Python example with LangChain:

class PagerDutyTool(BaseTool):
    name = "pagerduty_silence"
    description = "Request to silence a service for minutes"
    args_schema = SilenceModel

    def _run(self, service_id: str, duration_minutes: int, reason: str = "") -> str:
        cmd = {
            "tool": self.name,
            "service_id": service_id,
            "duration_minutes": duration_minutes,
            "reason": reason,
        }
        if not policy_engine.allow(cmd):
            raise ToolException("policy denied")
        ticket = approvals.submit(cmd)
        return f"Pending approval ticket {ticket.id}"

Execution service (Node):

app.post("/execute", requireSignedCommand, async (req, res) => {
  const { command, signature } = req.body;
  if (!policyEngine.allow(command)) return res.status(403).send("denied");
  const token = tokenBroker.issue("pagerduty", scope = "service:${command.serviceId}");
  await pagerDutyClient.silenceService(command.serviceId, {
    duration: command.durationMinutes,
    token,
  });
  audit.log(command, req.user);
  res.json({ status: "ok" });
});

Commands require signed payloads from approval service.

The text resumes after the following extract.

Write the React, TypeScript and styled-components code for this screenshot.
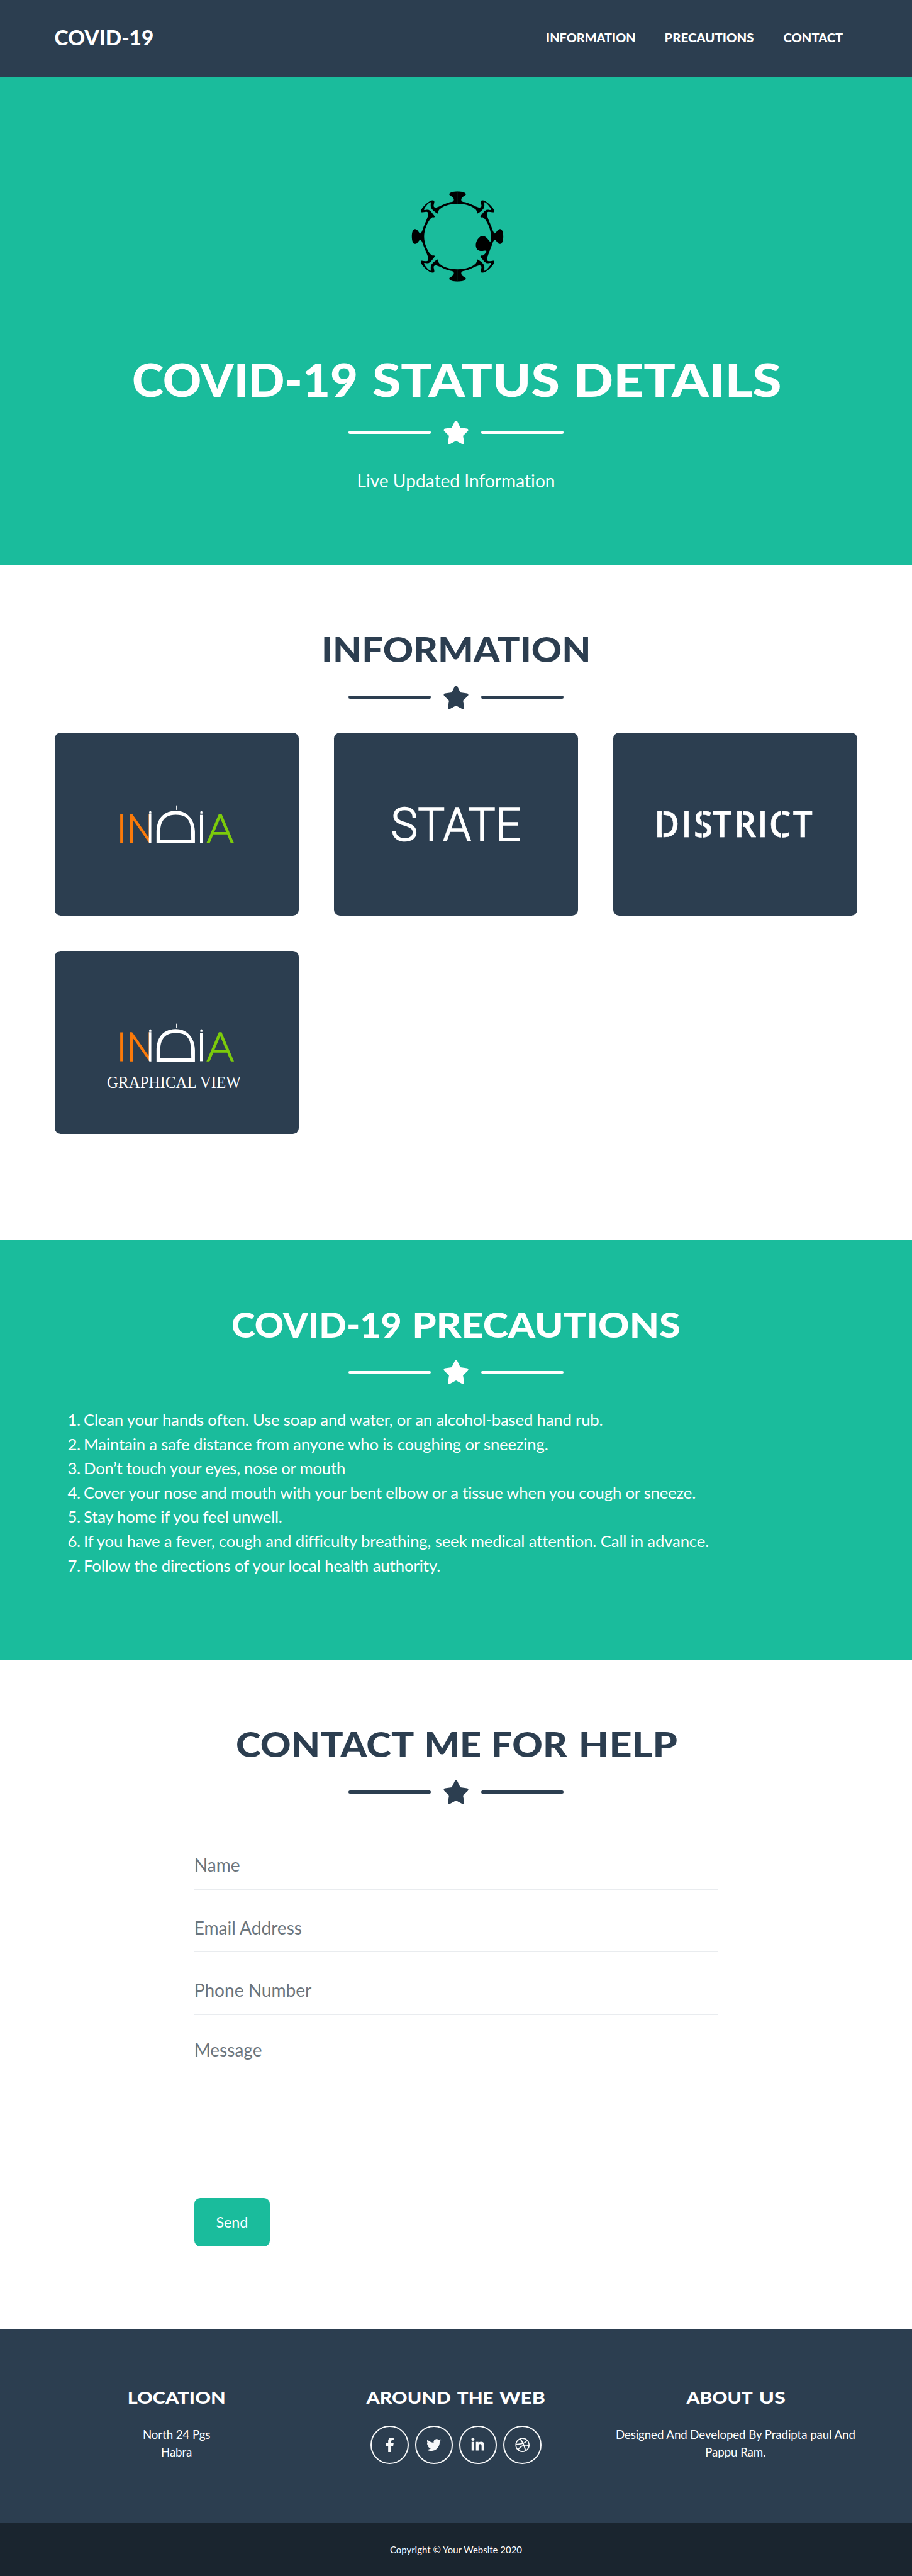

Token Broker and Least Privilege

  • Use STS or custom token broker to mint short-lived tokens with narrow scopes.
  • Never store API keys in agent process memory beyond execution.

Output Monitoring

  • Log every tool invocation with inputs, outputs, latency.
  • Emit metrics for tool.denied, tool.approved, tool.executed.
  • Alert on failed policy checks or repeated denials.

Red Teaming

  • Feed prompts that request disallowed actions. Ensure policy denies and logs events.
  • Test injection attacks (e.g., tool names overlapping or malicious JSON).

Alprina Policies

Scan repositories for tool definitions lacking schema validation or policy checks. Ensure approval flows exist for high-risk tools.

Testing & Verification

  • Unit tests for schema validation, policy decisions, and approval flow.
test("policy denies long silence", () => {
  expect(() => policyEngine.allow({ durationMinutes: 500 })).toThrow();
});
  • Integration tests hitting /execute with signed commands. Use ephemeral PagerDuty sandbox.
  • Fuzz tool inputs with jsfuzz or property-based tests to ensure validation rejects unexpected fields.
  • Simulate compromised agent by skipping approval; ensure backend rejects unsigned commands.

Common Questions & Edge Cases

Do we really need approvals for everything? No. Categorize tools by risk. Read-only tools (metrics queries) auto-execute. Write operations require approval or multi-factor triggers.

What about latency? Cache approvals for low-risk actions or implement break-glass procedures with audit trail.

How to support mobile on-call? Surface approval prompts in Slack/Teams with context payloads.

Can agents learn to bypass policies? If policies operate outside the LLM (in code), agents cannot bypass them. Never rely solely on prompts.

Does policy authoring slow developers down? Provide scaffolding and tests. Policies should live alongside tools so owners update both.

Conclusion

AI agents unlock productivity when their tools are safe by construction. Treat tooling like any other privileged API: validate inputs, enforce policies, require approval, and sandbox credentials. With these guardrails, agents can triage incidents without creating new ones.